The Chamber’s primary aim is of course to facilitate British companies moving to the Italian market. What services does the Chamber offer its members in this regard?

The British Chamber of Commerce for Italy is a private, non-profit organization founded in Genoa in 1904, and indeed our primary aim is to support and promote the interests of our members’ commercial activities in Italy. Today we have 345 members, representing a wide range of Italian and British companies active in all major industries from automotive, and tax and auditing, to energy and architecture. Our long history in the country has allowed us to build up strong ties with both the business community and the government. Indeed, the British Ambassador to Italy is our Honorary President, reinforcing that fact, and we work closely with the Embassy in many areas. Though we do not lobby directly on companies’ behalf, that is often not what is required. Instead the Italian regulatory environment can prove daunting for many new arrivals, and a key aim for us in this regard is to help them to navigate it successfully.

With this in mind, and in order to promote the exchange of ideas between our members, we organize professional training events and seminars designed to stimulate knowledge sharing on relevant business themes between experienced members and new entries to the market.

The Chamber also works closely with UK Trade & Investment, can you describe the relationship between the Chamber and UKTI, and the value this brings to the Chamber’s members?

We do work closely with UKTI, and their Director-General is our Honorary Vice-President. As an example, last year we hosted a ‘Women in Business’ event in conjunction with UKTI in Naples. The event was preceded by a business gathering held at the British Consulate in Naples, showing how our three organizations work together closely on a variety of projects designed to support businesses here.

The Chamber has also hosted some influential speakers at these events, correct?

Yes, the speakers at our events are generally key figures from both the public and private sector. As an example, in November 2015 we hosted Sir William Cash, a Member of Parliament, to speak on Europe, the business community and the UK. These speakers can provide our members with new insights as they often have a birds-eye view of the evolving regulatory and business environments, and this has proven very popular. These business lunches, together with our seminars, B2B events and workshops all combine to offer a unique platform for the development and strengthening of business relationships both among well-established companies, and for companies and individuals looking to expand to new markets.

With the World Expo 2015 hosted in Milan, how have you used this opportunity to increase your visibility with companies and interested parties?

Expo 2015 was a great opportunity for us, and especially for Italy, to showcase its true self to the world. I think the reaction many business leaders and public figures had when visiting the Expo was surprise at how many opportunities the country still possesses, and the strengths it has to offer the world.

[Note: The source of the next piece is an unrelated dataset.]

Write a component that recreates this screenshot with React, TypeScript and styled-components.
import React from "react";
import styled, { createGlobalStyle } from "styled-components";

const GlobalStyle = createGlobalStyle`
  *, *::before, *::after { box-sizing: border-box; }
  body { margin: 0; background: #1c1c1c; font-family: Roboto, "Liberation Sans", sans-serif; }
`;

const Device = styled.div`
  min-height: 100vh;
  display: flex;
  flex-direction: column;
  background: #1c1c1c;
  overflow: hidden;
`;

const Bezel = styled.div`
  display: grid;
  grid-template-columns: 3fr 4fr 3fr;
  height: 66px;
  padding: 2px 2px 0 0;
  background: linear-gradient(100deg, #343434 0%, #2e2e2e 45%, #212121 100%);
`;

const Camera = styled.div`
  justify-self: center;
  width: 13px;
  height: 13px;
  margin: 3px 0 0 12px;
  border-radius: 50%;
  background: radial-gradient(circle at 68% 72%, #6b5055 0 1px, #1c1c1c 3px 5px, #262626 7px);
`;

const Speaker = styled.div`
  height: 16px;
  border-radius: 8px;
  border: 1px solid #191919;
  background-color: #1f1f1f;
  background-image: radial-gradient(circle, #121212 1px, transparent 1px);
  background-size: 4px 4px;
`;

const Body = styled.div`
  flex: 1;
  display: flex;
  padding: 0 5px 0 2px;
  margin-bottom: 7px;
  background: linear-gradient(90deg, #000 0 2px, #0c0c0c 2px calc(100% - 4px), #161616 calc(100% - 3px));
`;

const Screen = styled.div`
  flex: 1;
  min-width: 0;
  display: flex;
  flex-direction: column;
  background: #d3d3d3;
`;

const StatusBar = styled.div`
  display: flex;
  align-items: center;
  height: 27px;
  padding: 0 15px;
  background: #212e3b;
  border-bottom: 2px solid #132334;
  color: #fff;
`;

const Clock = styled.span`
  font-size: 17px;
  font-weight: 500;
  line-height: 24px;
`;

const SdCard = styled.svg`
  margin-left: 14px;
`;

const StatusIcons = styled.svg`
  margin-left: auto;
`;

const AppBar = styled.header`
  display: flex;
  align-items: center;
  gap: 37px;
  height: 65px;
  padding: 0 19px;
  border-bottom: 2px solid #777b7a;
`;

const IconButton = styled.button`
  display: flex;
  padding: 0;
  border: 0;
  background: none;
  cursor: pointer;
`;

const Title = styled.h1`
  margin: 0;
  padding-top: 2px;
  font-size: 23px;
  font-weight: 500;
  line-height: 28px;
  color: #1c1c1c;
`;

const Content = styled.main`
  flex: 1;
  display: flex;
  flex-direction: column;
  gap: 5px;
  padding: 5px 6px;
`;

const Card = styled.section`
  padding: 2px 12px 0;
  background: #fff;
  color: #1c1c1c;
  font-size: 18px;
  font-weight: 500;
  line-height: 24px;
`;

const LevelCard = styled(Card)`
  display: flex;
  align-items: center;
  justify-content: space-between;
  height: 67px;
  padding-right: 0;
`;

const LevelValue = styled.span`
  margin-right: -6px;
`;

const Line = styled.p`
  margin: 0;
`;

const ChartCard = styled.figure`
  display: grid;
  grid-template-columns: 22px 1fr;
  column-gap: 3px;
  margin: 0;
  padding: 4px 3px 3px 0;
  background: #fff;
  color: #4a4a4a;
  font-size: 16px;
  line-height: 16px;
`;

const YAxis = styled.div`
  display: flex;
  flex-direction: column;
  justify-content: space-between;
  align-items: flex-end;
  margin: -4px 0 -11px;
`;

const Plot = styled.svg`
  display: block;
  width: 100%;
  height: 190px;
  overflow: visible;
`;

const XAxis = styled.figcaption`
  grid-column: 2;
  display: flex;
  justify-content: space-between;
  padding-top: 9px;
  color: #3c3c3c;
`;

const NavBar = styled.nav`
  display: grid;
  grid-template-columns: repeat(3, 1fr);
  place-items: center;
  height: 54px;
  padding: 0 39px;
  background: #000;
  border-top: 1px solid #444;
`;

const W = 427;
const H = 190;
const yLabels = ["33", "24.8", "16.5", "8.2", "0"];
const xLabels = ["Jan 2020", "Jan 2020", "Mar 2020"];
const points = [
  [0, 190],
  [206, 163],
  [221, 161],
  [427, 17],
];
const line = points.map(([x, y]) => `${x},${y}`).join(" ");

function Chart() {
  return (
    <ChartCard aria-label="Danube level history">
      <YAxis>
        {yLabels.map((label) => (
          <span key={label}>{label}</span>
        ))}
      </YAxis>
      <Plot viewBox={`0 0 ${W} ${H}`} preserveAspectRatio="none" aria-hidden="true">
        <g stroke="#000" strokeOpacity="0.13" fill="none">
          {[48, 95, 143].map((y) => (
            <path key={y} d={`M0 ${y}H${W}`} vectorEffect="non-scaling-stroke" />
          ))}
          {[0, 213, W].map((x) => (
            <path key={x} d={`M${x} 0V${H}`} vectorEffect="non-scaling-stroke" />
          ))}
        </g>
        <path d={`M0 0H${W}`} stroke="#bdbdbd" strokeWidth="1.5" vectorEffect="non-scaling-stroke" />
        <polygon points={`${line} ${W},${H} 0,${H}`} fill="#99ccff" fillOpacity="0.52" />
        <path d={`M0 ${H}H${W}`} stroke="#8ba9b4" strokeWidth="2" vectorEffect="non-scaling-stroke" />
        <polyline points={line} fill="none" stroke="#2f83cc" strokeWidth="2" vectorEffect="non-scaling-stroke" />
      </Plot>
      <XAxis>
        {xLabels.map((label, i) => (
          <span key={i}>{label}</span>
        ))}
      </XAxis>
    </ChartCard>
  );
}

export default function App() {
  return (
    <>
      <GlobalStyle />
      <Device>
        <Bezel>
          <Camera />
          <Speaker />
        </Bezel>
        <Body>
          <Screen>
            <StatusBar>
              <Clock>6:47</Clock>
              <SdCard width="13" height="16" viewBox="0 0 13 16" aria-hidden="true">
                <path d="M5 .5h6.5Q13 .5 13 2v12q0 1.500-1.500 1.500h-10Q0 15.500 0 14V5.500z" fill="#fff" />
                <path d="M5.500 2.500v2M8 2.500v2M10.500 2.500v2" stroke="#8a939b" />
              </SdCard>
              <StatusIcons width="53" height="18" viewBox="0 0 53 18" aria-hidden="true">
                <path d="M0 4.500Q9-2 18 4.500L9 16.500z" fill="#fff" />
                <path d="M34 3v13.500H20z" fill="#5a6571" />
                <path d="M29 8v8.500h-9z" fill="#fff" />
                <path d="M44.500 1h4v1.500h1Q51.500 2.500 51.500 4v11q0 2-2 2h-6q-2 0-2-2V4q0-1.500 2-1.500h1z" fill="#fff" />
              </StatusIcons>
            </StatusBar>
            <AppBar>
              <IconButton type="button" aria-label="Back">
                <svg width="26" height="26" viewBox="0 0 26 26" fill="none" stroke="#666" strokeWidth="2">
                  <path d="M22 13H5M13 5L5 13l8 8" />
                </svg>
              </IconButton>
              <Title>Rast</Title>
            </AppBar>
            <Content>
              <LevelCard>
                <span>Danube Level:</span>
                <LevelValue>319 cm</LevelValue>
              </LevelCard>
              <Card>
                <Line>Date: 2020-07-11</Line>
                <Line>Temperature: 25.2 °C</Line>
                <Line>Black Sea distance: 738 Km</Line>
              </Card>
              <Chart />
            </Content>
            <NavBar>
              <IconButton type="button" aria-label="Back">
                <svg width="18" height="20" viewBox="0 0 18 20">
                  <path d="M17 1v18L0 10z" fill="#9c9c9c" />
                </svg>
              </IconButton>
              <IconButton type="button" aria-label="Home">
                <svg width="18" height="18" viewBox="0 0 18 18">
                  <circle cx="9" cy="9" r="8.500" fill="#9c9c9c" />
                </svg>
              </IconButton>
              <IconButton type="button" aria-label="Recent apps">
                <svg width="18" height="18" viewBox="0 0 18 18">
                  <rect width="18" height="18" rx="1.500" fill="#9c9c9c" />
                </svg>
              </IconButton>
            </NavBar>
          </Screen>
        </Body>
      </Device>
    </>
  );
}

From our side we set up an active campaign, in partnership with UKTI, to support SMEs attending the Expo by offering a short guide to doing business in Italy. This acts as an introduction to the Chamber and provides an overview of the regular events we hosted, demonstrating the UK’s capabilities across the world, and showcasing our leadership in international development.

It is also an introduction to Expo and the country, explaining the basics of the legal system and offering guidelines for foreign investment into Italy as well as an overview of the incentives which companies could take advantage of. The aim here was to provide a brief but relatively in-depth and above all coherent guidebook for any companies that may have been considering investing in Italy, but which were not familiar with the necessary steps and regulations surrounding this.

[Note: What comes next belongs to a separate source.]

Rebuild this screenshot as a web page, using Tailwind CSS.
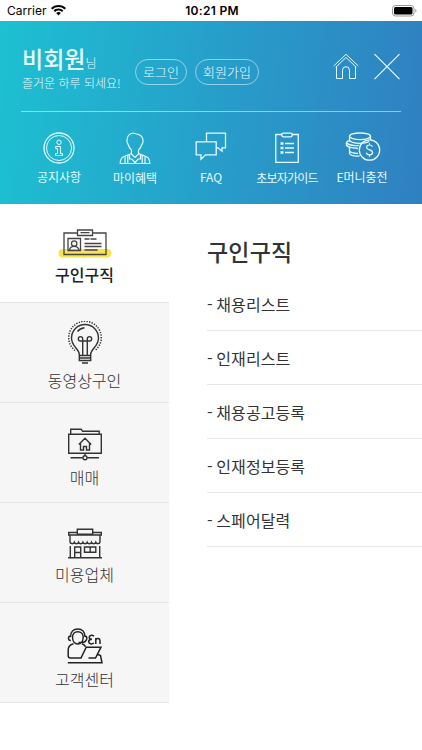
<!DOCTYPE html>
<html lang="ko">
<head>
  <meta charset="UTF-8" />
  <meta name="viewport" content="width=device-width, initial-scale=1" />
  <title>구인구직</title>
  <script src="https://cdn.jsdelivr.net/npm/@tailwindcss/browser@4"></script>
</head>
<body class="bg-white font-['Noto_Sans_CJK_KR','Noto_Sans',sans-serif] text-[#333]">
  <div class="w-[422px] h-[750px] overflow-hidden">

    <!-- Status bar -->
    <div class="h-[21px] grid grid-cols-3 items-center pl-[7px] pr-[5px] font-['Inter',sans-serif] text-black">
      <div class="flex items-center gap-[4px]">
        <span class="text-[12px] leading-[21px] tracking-[0.05px]">Carrier</span>
        <svg class="w-[15px] h-[11px]" viewBox="0 0 15 11">
          <path d="M7.500 0C4.600 0 2 1.100 0 3l1.400 1.500a8.800 8.800 0 0 1 12.200 0L15 3C13 1.100 10.400 0 7.500 0zM7.500 3.600c-1.900 0-3.600.7-4.900 1.900L4 7a5 5 0 0 1 7 0l1.400-1.500a7.200 7.200 0 0 0-4.900-1.900zM7.500 7.100c-.9 0-1.700.4-2.300.9l2.300 2.500L9.800 8c-.6-.5-1.400-.9-2.300-.9z" />
        </svg>
      </div>
      <div class="text-center text-[12px] leading-[21px] font-semibold tracking-[0.3px] whitespace-nowrap">10:21 PM</div>
      <svg class="w-[25px] h-[12px] justify-self-end" viewBox="0 0 25 12">
        <rect x=".5" y=".5" width="21.500" height="10.500" rx="3" fill="none" stroke="#999" />
        <rect x="2" y="2" width="18.500" height="7.500" rx="1.500" />
        <path d="M23.300 4v3.600c.8-.3 1.200-1 1.200-1.800s-.4-1.500-1.200-1.800z" fill="#999" />
      </svg>
    </div>

    <!-- Header -->
    <header class="h-[183px] bg-linear-[95deg,#1dc0d1_0%,#26a0cb_48%,#3080c0_100%] text-[#e4fbff]">
      <div class="h-[91px] mx-[21px] border-b border-white/50 flex items-start">
        <div class="w-[114px] pt-[21px] pl-px">
          <p class="leading-[32px] whitespace-nowrap"><span class="text-[23px] font-medium">비회원</span><span class="text-[12px] font-light">님</span></p>
          <p class="-mt-1 text-[12px] leading-[16px] font-light whitespace-nowrap">즐거운 하루 되세요!</p>
        </div>
        <div class="flex gap-[8px] pt-[38px]">
          <a class="w-[52px] h-[26px] rounded-full border border-white/50 text-[13px] leading-[23px] font-light text-center">로그인</a>
          <a class="w-[64px] h-[26px] rounded-full border border-white/50 text-[13px] leading-[23px] font-light text-center">회원가입</a>
        </div>
        <div class="ml-auto pt-[32px] pr-px flex gap-[15px]">
          <svg class="w-[26px] h-[27px]" viewBox="0 0 26 27" fill="none" stroke="currentColor">
            <path d="M.7 13 13 1.300 25.300 13M2.700 14.300 13 4.500l10.300 9.800M3.500 13.500v12h6v-8.300a3.500 3.500 0 0 1 7 0v8.300h6v-12" />
          </svg>
          <svg class="w-[26px] h-[27px]" viewBox="0 0 26 27" fill="none" stroke="currentColor" stroke-width="1.200">
            <path d="M.5 1.200 25.500 26.200M25.500 1.200.5 26.200" />
          </svg>
        </div>
      </div>

      <nav class="flex pt-[20px] pl-[21px] text-[12px] leading-[16px] text-center whitespace-nowrap">
        <a class="w-[76px] flex flex-col items-center gap-[5px]">
          <svg class="w-[32px] h-[32px]" viewBox="0 0 32 32" fill="none" stroke="currentColor">
            <circle cx="16" cy="16" r="15" stroke-width="1.300" />
            <circle cx="16" cy="16" r="12.500" />
            <circle cx="16" cy="10.300" r="2.200" />
            <path d="M12.700 14.500h4.800v7h2v2h-7v-2h2v-5h-1.800z" />
          </svg>
          <span>공지사항</span>
        </a>
        <a class="w-[76px] flex flex-col items-center gap-[6px]">
          <svg class="w-[32px] h-[32px]" viewBox="0 0 32 32" fill="none" stroke="currentColor" stroke-width="1.200">
            <path d="M14.500 1C10.500 1.500 8 4.500 8 8.500c-.3 2 .3 3 1.200 4 .6 2.300 1.800 4.200 3.300 5.500v4l3.500 3.500 3.500-3.500v-4c1.500-1.300 2.700-3.200 3.300-5.500.9-1 1.500-2 1.200-4-.2-4-3-6-6.500-6.500zM12.500 21.500 5 24.500c-2.500 1-3.800 2.500-3.800 7h29.600c0-4.500-1.300-6-3.800-7l-7.500-3M10.500 22.500V27h2.300l3.200 3.500 3.200-3.500h2.300v-4.500M6 31v-6.500M26 31v-6.500M8.800 31v-7.700M23.200 31v-7.700" />
          </svg>
          <span>마이혜택</span>
        </a>
        <a class="w-[76px] flex flex-col items-center gap-[5px]">
          <svg class="w-[32px] h-[32px]" viewBox="0 0 32 32" fill="none" stroke="currentColor" stroke-width="1.300">
            <path d="M11.500 9.500V1.200h19v14.600h-3.500v3.400l-4-3.400h-1.700M1.200 9.800h20v13H10.500L6 27.300v-4.500H1.200z" />
          </svg>
          <span>FAQ</span>
        </a>
        <a class="w-[76px] flex flex-col items-center gap-[6px]">
          <svg class="w-[32px] h-[32px]" viewBox="0 0 32 32" fill="none" stroke="currentColor" stroke-width="1.300">
            <path d="M10.500 2.500H4.800v27.800h22.500V2.500h-6M12.500 1.200h7a1.800 1.800 0 0 1 0 3.600h-7a1.800 1.800 0 0 1 0-3.600zM14 11.500h9M14 16h9M14 20.500h9" />
            <path d="M9.500 11.500h3M9.500 16h3M9.500 20.500h3" stroke-width="2.600" />
          </svg>
          <span class="tracking-[-0.8px]">초보자가이드</span>
        </a>
        <a class="w-[76px] flex flex-col items-center gap-[5px]">
          <svg class="w-[36px] h-[32px]" viewBox="0 0 36 32" fill="none" stroke="currentColor" stroke-width="1.300">
            <ellipse cx="15" cy="4.300" rx="10.500" ry="3.300" />
            <path d="M4.500 4.300V8c0 1.800 4.700 3.300 10.500 3.300 4 0 7.300-.7 9.300-1.800M25.500 4.300V8M4.800 8.500C1 9 1 11 1.500 13c.5 2 6 3.500 11.500 3.200M1.500 10.500c1.500 2 6.500 3.500 12.500 2.800M4.500 15.500v3.300c1 1.700 5 2.500 8.500 2.500M4.500 18v3.500c1 1.700 5.500 2.800 10 2.500" />
            <circle cx="24.500" cy="18" r="10.200" />
            <path d="M27.500 14.800c-.4-1.300-1.500-1.800-3-1.800-1.700 0-2.900.8-2.900 2.300 0 3.400 6 1.800 6 5.200 0 1.600-1.300 2.400-3 2.400-1.800 0-3-.7-3.300-2.200M24.500 11.300V13M24.500 22.900v1.800" stroke-width="1.200" />
          </svg>
          <span class="-ml-[2px]">E머니충전</span>
        </a>
      </nav>
    </header>

    <main class="flex">
      <!-- Category menu -->
      <aside class="w-[169px] text-[16px] leading-[22px] font-light text-center">
        <a class="h-[99px] pt-[23px] border-b border-[#e4e4e4] flex flex-col items-center font-medium text-[#222]">
          <svg class="w-[54px] h-[32px] mb-[4px]" viewBox="0 0 54 32" fill="none" stroke="#444" stroke-width="1.300">
            <rect x=".5" y="22" width="53" height="8.500" rx="4.200" fill="#fbe34d" stroke="none" />
            <path d="M19.500 6H6v21.500h42V6H35M19.500 3h15v5.500h-15zM22.500 5.700h9M10 11.500h12.500V23.500H10z" />
            <circle cx="16.200" cy="16.500" r="2.700" />
            <path d="M11.500 23c.5-2.500 2-3.600 4.700-3.600s4.200 1.100 4.800 3.600M26.500 12h5M32.500 12h6M26.500 16.500h17M26.500 19.500h17M26.500 23h13" />
          </svg>
          <span>구인구직</span>
        </a>
        <a class="h-[100px] pt-[18px] bg-[#f6f6f6] border-b border-[#e4e4e4] flex flex-col items-center">
          <svg class="w-[36px] h-[44px] mb-[4px]" viewBox="0 0 36 44" fill="none" stroke="#333" stroke-width="1.400">
            <path d="M8 29.500A16.300 16.300 0 1 1 28 29.500" stroke-dasharray="1.300 1.300" stroke-width="1.500" />
            <path d="M12.500 34.500c0-3-1-4.500-3.500-7.500-2-2.500-4.500-5-4.500-10a13.500 13.500 0 0 1 27 0c0 5-2.500 7.500-4.500 10-2.500 3-3.500 4.500-3.500 7.500M10.500 10.500c1.500-2 4-3.300 7-3.700" />
            <path d="M15.700 34.500V20M20.300 34.500V20M15.700 20h-2.200a2.200 2.200 0 1 1 2.200-2.200zM20.300 20h2.200a2.200 2.200 0 1 0-2.200-2.200zM15.700 20h4.600M12.300 34.500h11.400v5H12.300zM12.300 37h11.400M15 42h6" />
          </svg>
          <span>동영상구인</span>
        </a>
        <a class="h-[100px] pt-[25px] bg-[#f6f6f6] border-b border-[#e4e4e4] flex flex-col items-center">
          <svg class="w-[36px] h-[33px] mb-[5px]" viewBox="0 0 36 33" fill="none" stroke="#333" stroke-width="1.400">
            <path d="M1.700 6.200h32.600v19H1.700zM3.700 6V1.300h10.500l1.500 2h16.500V6M18 25v2.500M3.500 29.800h12.200M20.300 29.800H32" />
            <circle cx="18" cy="29.700" r="2" />
            <path d="M11.800 16.500 18 10.200l6.200 6.300M13.500 15v7h3v-3.500h3V22h3v-7" />
          </svg>
          <span>매매</span>
        </a>
        <a class="h-[100px] pt-[25px] bg-[#f6f6f6] border-b border-[#e4e4e4] flex flex-col items-center">
          <svg class="w-[36px] h-[31px] mb-[4px]" viewBox="0 0 36 31" fill="none" stroke="#333" stroke-width="1.400">
            <path d="M10 4.500H1.700V7h32.600V4.500H26M10.300 1.300h15.400v5H10.300zM3 7v7c.5 2.200 3.500 2.200 4.300.2.800 2 3.500 2 4.300 0 .8 2 3.500 2 4.300 0 .8 2 3.500 2 4.300 0 .8 2 3.500 2 4.300 0 .8 2 3.500 2 4.300 0 .8 2 3.700 2 4.200-.2V7M3.300 18v11.500M32.700 18v11.500M1 29.700h34M7.700 29.500V19h6v10.500M7.700 24.500h6M17.500 19h11.300v5.300H17.500zM23.200 19v5.300" />
          </svg>
          <span>미용업체</span>
        </a>
        <a class="h-[100px] pt-[24px] bg-[#f6f6f6] border-b border-[#e4e4e4] flex flex-col items-center">
          <svg class="w-[36px] h-[37px] mb-[4px]" viewBox="0 0 36 37" fill="none" stroke="#222" stroke-width="1.500">
            <path d="M3.500 10C3.500 5 6.500 2 10.800 2S18 5 18 10M5.500 10c0-3 2-5.300 5.300-5.300S16.200 7 16.200 10c0 4-2.200 7-5.400 7s-5.300-3-5.300-7zM3.800 9C2.500 9 1.500 10 1.500 11.300s1 2.300 2.300 2.300M17.800 9c1.200 0 2 1 2 2.300 0 2.500-2 4.200-5.800 4.200h-2.500" />
            <path d="M6.500 16.700c-3.500 1-5.300 3-5.300 6v6c0 1.500.8 2.300 2.300 2.300H14l5.200-10.800h14.800L28.500 31H21.500M15 16.700c1.500.5 2.700 1.500 3.500 3M31 27.500l2.500 1 1.500 7.300H.8" />
            <path d="M27 9c-2.500-1.300-4.800-.5-4.800 1.300 0 1.300 1.200 2 2.800 2-2 0-3.300 1-3.300 2.500 0 2.200 3 2.800 5.300 1.200M28.800 17v-6M28.800 12.500c1-1.500 4.200-1.700 4.200 1V17" />
          </svg>
          <span>고객센터</span>
        </a>
      </aside>

      <!-- Submenu -->
      <section class="flex-1 pl-[38px] pt-[31px]">
        <h1 class="text-[23px] leading-[32px] mb-[10px] font-medium tracking-[0.2px]">구인구직</h1>
        <ul class="text-[16px] leading-[55px] tracking-[0.1px] [word-spacing:-1px]">
          <li class="h-[54px] border-b border-[#e6e6e6]">- 채용리스트</li>
          <li class="h-[54px] border-b border-[#e6e6e6]">- 인재리스트</li>
          <li class="h-[54px] border-b border-[#e6e6e6]">- 채용공고등록</li>
          <li class="h-[54px] border-b border-[#e6e6e6]">- 인재정보등록</li>
          <li class="h-[54px] border-b border-[#e6e6e6]">- 스페어달력</li>
        </ul>
      </section>
    </main>
  </div>
</body>
</html>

The feedback we received from companies and members has been very positive, and it is encouraging to see how people’s perception of Italy has changed in a positive manner during Expo. I think the event as a whole was a very big step forward for the country’s international image, which we are very grateful to see as there is still a tendency for outsiders to underestimate Italy.

The Chamber has been active in Italy over 111 years, a symbol and supporter of a long and prosperous relationship between the two countries. How do you expect the trade relationship to evolve over the next few years, as Italy regains its momentum and economic growth?

With the economy showing signs of recovery, and Expo revealing a new side of Italy to the world, I think that the future is bright for the relationship between Britain and Italy. As the British Chamber of Commerce for Italy we will continue to assist companies and individuals in order to facilitate investments, working closely with the British Embassy, the Consulate and UKTI. We have an ambitious program of events planned, involving key speakers and further stimulating the positive cultural exchange between our British and Italian members. As the Chamber’s network grows, the positive effects which our efforts are having will grow accordingly, as will our reputation for professionalism and competency.

In this spirit, we are very optimistic both for our own future and that of Italy, and look forward to continuing in our role over the next few years.